Der Zürcher Notar Andreas Leuthard wurde von der sehr erfolgreichen Schriftstellerin Enrietta da Silva zu ihrem Testamentsvollstrecker ernannt. Zunächst scheint die Situation klar zu sein, die Schauspielerin Jana und der Schönheitschirurg Emilio sollen zu gleichen Teilen erben. Dann taucht Enriettas unehelicher Sohn Armando auf und die Lage stellt sich nun völlig verändert dar. Laut Schweizer Recht stehen ihm Dreiviertel des Erbes als Pflichtteil zu.
Der Autorin gelingt es, eine bis zum Schluss fesselnde Geschichte zu erzählen, die immer wieder überraschende Wendungen bringt.
Die Sprache und die Beschreibung der Charaktere, Orte und Begebenheiten sind nüchtern und klar. Trotzdem oder gerade deswegen habe ich sehr schnell eine Vorstellung und Bilder vor Augen. Der Erzählstil passt sehr gut zur Handlung, die an manchen Stellen fast etwas unglaubwürdig erscheint. Dies tut dem Lesespaß aber keinen Abbruch. Es fiel mir schwer, das spannende Buch zur Seite zu legen, dementsprechend habe ich es in zwei Tagen gelesen und kann eine klare Leseempfehlung aussprechen!

Bewertung vom 14.03.2021
Als wir uns die Welt versprachen
Casagrande, Romina

Als wir uns die Welt versprachen


gut

Edna wurde als Kind von ihren Eltern, in großer Armut lebende Südtiroler Bergbauern, nach Ravensburg verkauft, wo sie und weitere "Schwabenkindern" auf einem Bauernhof wie Leibeigene ausgebeutet wurden. Zusammen mit Jacob flüchtet sie, wird aber von ihm getrennt. Nur der Papagei Emil ist ihr Gefährte. Viele, viele Jahre später entdeckt sie durch Zufall ein Bild von Jacob in einer Zeitschrift. Er liegt schwer verletzt in Ravensburg im Krankenhaus. Sie beschließt, zu ihm zu reisen und macht sich - wieder mit Emil als ihrem einzigen Begleiter - auf der gleichen Route, die sie schon vor fast 80 Jahren genommen hatte, auf den Weg. Dabei lässt sie uns an ihren Gedanken und ihrer Erinnerung an früher, an die Zeit als Schwabenkind und an Jacob teilhaben.
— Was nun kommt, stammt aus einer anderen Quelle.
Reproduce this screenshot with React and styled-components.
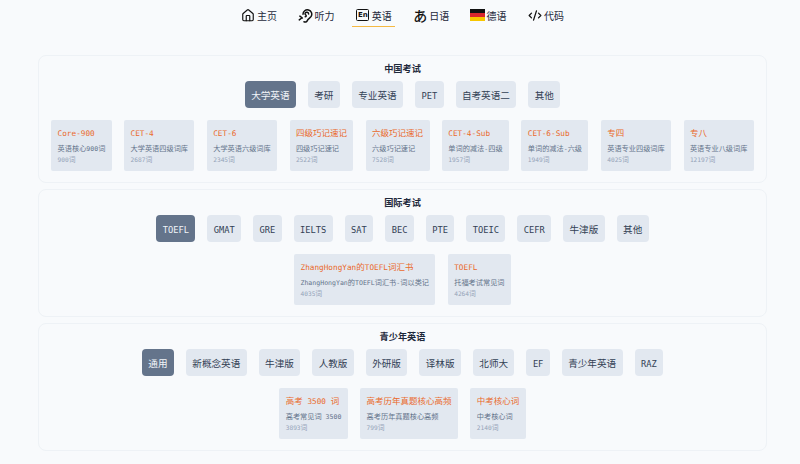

Die Autorin beschreibt die fast neunzigjährige Edna als willensstarke, wunderliche und fast schon etwas einfältige Frau mit kindlichem Gemüt, die ihr Ziel verfolgt, egal was passiert. Selbst als sie ihren Umhang und ihre sich darin befindliche Geldbörse verliert, macht sie sich keine großen Sorgen wie es weitergehen soll, sondern setzt ihre zusehends beschwerlicher werdende Reise unbeirrt fort. Dabei trifft sie auf Menschen, die - ähnlich wie sie - nicht den üblichen Normen entsprechen und ihr unvoreingenommen begegnen und helfen.

Edna ist nicht nur auf dem Weg zu Jakob, sondern auch auf der Suche nach sich selbst. Ich wurde sofort zu Ednas begeisterter Reisebegleiterin, habe mich auf dem Weg aber immer mehr von ihr entfernt und musste mich fast schon dazu zwingen, ihn bis zum Ende mitzugehen, da diese Reise sehr langatmig erzählt ist. Schade, ich hatte mir mehr versprochen.